L’énigme voltairienne
Comme le raconte John Renwick, qui fut très tôt associé à la fondation comme «jeune collègue de Cambridge», il apparut nécessaire de publier une édition contenant un large appareil critique. «Quel écrivain était Voltaire ? Il est très difficile de répondre à cette question, expose le professeur Cronk. Contrairement à certains, comme Montesquieu, pour lesquels il suffit de se fonder sur les manuscrits originaux, sa production est beaucoup plus complexe à aborder. Il existe peu d’autographes, mais une quantité de publications, à commencer par celles de son vivant, qui diffèrent entre elles. Il est pratiquement impossible de définir une version autorisée dès lors que l’auteur lui-même livrait des variantes à différents éditeurs. Ceux-ci ne conservaient pas ses manuscrits, qu’ils mélangeaient à leur guise. Au XIXe siècle, ses textes ont été beaucoup recopiés, sans que personne ne revienne aux sources.» Il fallut aussi compter avec les effets de la censure et les inédits. La fondation a enrichi l’étude des échanges de courriers et autres écrits de ses contemporains. Micromegas a été revu à la lumière des informations scientifiques de l’époque. Elle a dû également établir une série de critères déterminant la version de référence ou les adaptations de l’orthographe. Par-dessus tout, elle a rompu avec le classement par genres (les contes, les tragédies, etc.) pour retenir l’ordre chronologique. Ce choix fondamental a conduit à une nouvelle vision de son œuvre, en faisant ressortir des échos inattendus entre une pièce de théâtre, une épître et des libelles rédigés dans l’esprit du moment.

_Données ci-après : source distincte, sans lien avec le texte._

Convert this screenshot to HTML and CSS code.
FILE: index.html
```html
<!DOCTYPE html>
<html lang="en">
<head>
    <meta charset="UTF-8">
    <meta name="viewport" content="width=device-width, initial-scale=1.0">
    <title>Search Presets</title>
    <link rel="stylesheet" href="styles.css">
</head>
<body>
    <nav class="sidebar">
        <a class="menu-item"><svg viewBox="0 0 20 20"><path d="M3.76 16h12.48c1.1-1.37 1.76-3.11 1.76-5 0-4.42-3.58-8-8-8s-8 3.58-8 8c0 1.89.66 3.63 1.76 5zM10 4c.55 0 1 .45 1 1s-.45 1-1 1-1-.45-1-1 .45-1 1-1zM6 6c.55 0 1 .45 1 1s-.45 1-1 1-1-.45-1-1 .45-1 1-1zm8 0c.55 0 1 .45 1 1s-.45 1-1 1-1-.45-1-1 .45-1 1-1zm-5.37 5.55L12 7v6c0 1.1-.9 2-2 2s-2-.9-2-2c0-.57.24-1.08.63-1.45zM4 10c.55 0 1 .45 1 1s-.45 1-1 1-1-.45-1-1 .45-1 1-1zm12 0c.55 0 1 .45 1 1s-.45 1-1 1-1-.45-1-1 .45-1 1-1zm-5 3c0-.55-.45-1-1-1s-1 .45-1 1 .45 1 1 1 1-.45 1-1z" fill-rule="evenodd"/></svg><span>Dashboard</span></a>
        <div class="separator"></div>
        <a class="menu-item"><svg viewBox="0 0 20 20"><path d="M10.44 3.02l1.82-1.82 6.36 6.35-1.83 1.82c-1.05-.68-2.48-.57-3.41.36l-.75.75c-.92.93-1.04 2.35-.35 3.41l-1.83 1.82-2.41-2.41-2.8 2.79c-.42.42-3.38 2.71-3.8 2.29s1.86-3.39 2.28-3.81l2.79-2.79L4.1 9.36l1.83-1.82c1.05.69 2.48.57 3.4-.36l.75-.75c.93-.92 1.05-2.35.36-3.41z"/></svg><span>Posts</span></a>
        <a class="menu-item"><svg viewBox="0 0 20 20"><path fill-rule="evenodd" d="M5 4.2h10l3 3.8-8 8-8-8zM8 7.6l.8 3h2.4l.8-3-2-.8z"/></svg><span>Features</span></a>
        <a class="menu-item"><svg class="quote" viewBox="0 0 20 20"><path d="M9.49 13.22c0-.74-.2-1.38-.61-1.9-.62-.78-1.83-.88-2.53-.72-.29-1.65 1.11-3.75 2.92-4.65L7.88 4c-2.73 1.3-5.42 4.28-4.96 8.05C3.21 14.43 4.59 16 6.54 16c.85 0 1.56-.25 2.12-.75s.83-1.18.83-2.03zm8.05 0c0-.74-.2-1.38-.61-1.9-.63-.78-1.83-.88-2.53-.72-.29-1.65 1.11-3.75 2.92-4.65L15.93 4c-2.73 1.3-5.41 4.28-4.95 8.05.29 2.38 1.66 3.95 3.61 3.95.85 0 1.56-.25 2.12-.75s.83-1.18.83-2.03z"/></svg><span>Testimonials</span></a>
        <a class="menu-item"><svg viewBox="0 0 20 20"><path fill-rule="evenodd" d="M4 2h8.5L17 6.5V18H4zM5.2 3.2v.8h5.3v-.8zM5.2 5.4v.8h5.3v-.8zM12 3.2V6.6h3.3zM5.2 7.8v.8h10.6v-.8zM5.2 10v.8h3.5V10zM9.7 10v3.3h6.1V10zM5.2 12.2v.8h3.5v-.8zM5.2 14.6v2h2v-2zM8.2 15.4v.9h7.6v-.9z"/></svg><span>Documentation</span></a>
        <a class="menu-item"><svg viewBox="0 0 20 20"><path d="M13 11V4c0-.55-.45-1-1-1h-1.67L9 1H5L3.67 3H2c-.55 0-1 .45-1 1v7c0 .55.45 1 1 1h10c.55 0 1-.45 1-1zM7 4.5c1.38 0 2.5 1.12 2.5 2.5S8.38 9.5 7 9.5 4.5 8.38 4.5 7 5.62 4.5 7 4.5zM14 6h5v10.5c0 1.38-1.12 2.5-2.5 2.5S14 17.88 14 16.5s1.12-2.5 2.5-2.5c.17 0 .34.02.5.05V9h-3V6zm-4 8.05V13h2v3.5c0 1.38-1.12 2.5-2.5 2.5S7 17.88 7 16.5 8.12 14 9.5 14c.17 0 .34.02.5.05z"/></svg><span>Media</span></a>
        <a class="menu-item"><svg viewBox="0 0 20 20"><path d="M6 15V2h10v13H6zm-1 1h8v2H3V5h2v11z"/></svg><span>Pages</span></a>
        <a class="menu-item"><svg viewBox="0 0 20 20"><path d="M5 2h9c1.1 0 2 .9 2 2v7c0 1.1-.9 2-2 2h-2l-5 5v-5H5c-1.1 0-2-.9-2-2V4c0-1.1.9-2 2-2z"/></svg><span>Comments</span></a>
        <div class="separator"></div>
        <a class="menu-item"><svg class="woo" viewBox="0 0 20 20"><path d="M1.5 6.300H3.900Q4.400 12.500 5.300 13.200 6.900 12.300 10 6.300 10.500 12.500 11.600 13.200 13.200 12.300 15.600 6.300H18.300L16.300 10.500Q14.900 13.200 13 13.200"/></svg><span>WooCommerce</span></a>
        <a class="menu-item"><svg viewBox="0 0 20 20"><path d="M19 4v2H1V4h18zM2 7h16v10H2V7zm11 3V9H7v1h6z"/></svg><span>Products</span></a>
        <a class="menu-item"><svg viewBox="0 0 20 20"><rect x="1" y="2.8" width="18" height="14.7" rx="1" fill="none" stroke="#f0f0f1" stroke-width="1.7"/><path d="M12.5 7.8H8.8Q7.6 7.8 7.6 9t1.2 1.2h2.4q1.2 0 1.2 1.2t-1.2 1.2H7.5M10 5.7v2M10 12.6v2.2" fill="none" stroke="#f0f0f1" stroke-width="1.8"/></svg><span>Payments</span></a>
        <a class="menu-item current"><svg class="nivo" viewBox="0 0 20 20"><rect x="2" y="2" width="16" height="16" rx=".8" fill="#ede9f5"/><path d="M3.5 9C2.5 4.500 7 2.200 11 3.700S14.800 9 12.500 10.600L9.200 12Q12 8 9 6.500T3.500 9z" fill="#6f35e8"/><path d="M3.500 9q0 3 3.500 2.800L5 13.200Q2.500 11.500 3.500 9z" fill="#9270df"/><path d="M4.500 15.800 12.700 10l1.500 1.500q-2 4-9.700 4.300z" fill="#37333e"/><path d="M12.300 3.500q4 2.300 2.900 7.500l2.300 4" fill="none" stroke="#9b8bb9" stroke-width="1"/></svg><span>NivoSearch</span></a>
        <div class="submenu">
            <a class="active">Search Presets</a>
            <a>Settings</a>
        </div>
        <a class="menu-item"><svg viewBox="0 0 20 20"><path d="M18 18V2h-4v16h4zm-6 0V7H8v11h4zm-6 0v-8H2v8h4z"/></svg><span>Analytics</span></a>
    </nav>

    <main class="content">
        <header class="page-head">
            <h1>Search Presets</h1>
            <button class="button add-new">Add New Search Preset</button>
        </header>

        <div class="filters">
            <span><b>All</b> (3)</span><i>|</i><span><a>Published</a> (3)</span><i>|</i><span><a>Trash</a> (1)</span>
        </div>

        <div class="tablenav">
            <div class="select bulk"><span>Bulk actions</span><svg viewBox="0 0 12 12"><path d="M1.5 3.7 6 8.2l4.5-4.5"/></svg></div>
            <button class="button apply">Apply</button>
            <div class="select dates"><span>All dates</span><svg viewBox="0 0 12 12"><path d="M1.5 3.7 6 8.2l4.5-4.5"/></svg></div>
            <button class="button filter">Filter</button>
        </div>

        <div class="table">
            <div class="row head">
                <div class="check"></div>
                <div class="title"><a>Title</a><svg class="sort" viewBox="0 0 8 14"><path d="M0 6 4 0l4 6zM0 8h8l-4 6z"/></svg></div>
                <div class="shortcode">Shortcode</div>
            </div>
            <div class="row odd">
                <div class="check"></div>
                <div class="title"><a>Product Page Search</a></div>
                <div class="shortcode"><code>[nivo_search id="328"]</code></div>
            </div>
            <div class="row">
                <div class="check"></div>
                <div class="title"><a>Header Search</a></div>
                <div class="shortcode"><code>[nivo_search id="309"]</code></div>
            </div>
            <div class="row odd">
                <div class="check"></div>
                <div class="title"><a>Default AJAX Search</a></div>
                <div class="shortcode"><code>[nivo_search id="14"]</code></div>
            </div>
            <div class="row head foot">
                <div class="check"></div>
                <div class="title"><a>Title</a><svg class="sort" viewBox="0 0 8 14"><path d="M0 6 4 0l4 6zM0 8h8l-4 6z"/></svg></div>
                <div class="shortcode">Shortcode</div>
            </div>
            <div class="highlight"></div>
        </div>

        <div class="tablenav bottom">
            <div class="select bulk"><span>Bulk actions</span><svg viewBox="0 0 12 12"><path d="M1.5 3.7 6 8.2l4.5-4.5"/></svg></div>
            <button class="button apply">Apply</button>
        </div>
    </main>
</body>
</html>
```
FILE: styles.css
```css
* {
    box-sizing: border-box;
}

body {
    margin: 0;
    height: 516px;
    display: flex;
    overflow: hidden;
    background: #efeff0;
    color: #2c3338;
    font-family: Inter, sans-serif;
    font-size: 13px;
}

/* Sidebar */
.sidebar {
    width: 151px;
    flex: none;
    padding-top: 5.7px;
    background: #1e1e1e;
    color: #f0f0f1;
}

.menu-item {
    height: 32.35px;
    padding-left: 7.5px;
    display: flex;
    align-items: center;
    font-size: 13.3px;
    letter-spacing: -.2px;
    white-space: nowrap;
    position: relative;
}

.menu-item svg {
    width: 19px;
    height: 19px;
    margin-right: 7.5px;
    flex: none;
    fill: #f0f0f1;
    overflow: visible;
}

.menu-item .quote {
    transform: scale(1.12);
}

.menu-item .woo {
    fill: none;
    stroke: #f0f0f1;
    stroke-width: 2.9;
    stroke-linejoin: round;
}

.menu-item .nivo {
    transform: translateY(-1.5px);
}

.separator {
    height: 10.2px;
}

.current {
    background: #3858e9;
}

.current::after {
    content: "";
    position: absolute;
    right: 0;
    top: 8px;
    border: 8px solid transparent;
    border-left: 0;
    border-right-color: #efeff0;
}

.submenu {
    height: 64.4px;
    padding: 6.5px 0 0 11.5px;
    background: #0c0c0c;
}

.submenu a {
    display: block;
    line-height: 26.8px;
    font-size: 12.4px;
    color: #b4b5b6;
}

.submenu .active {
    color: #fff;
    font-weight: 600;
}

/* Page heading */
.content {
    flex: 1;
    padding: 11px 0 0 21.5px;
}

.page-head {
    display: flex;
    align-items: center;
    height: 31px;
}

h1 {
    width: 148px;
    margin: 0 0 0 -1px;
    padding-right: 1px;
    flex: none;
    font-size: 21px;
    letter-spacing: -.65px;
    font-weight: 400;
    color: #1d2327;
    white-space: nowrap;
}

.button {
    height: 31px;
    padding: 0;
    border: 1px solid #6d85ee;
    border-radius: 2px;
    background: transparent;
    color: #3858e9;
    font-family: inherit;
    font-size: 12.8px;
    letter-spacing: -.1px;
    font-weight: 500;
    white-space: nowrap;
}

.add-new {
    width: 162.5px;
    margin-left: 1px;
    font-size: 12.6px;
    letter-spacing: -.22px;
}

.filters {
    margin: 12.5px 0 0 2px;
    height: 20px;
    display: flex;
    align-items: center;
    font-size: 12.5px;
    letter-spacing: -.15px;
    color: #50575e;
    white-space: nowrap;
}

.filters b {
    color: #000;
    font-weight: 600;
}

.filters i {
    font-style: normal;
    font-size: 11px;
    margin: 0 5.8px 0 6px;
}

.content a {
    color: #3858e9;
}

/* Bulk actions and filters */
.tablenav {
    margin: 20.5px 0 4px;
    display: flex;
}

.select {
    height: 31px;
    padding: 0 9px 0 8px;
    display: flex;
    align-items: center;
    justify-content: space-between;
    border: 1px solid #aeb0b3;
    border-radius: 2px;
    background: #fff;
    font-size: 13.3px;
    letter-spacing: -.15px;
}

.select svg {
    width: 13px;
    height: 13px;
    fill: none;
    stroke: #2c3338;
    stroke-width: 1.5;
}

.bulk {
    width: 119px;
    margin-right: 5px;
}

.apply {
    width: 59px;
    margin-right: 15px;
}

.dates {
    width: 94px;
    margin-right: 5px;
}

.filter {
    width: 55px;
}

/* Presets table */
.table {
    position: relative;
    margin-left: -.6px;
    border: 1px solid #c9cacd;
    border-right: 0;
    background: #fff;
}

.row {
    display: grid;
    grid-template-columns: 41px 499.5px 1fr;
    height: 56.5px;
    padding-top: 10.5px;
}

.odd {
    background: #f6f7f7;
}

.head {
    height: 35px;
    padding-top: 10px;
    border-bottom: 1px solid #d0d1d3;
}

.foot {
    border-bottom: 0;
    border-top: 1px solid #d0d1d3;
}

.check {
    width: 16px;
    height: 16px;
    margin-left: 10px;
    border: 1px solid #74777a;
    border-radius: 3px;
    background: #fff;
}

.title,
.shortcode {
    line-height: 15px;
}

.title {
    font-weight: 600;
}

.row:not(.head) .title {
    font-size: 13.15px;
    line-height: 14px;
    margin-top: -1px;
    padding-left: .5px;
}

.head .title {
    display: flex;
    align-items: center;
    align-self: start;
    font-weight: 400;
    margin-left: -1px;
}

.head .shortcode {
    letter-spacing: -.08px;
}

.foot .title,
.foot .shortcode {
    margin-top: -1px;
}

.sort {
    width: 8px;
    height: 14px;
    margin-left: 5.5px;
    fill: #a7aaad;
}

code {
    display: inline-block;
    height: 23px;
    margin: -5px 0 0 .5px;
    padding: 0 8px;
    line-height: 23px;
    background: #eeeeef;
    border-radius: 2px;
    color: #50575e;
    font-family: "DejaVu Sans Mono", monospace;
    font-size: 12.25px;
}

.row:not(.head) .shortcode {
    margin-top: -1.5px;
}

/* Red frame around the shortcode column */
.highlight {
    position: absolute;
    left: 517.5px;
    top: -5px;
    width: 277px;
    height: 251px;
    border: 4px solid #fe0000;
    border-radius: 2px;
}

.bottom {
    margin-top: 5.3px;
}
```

Ces Œuvres complètes font ainsi sortir Voltaire de son image de conteur et de metteur en scène, qu’il avait lui-même contribué à édifier, pour «s’attacher à l’évolution de sa pensée, en mettant l’accent sur le contenu du propos plutôt que sur la forme littéraire», selon les termes de John Renwick. La nouvelle édition souligne aussi les correspondances avec les événements historiques. Voltaire reprit ainsi son Dictionnaire philosophique après l’exécution du chevalier de La Barre, remaniant des articles et en ajoutant d’autres.
Radicalité
On y retrouve l’écrivain à son meilleur, ou à son pire, quand il exprime sa rancœur envers certains confrères. Il est un pamphlétaire, qui se sert d’un humour acide comme d’une arme et tient l’Église en détestation (ses relations plus compliquées avec Dieu furent étudiées par René Pomeau en son temps). Il devise de tout et de rien, se livrant à l’article «Prépuce» à une réflexion sur la circoncision : «Il y a un peu de superstition dans cette piété mal entendue…» Comme le reconnaît Nicholas Cronk, il n’est pas le plus original des penseurs des Lumières. Cesare Beccaria avait dénoncé la justice expéditive et la torture avant lui. Diderot, et même Rousseau, font montre de plus de vivacité. Il a tendance à se répéter (il le dit lui-même). Nicholas Cronk explique ce défaut par le changement intervenu après sa campagne contre la condamnation à mort de Jean Calas en 1762. «Voltaire est devenu une vraie célébrité. Il avait une marque à défendre. Il lui fallut alors s’adresser à un public plus large, ce qui impliquait de reprendre et resserrer sa pensée.» Il confiait ainsi à D’Alembert : jamais les gros volumes «ne feront de révolution, ce sont les petits livres portatifs à trente sous qui sont à craindre». Mais, à partir de ses combats contre l’intolérance, il sut «créer un véritable mouvement de la pensée européenne ce qui était très moderne». «Il fut ainsi le plus radical de tous, car il convoquait le lecteur face à lui ; une idée qui prend une résonance particulière en nos temps de réseaux sociaux. En ce sens, il est bien le plus grand des penseurs des Lumières.»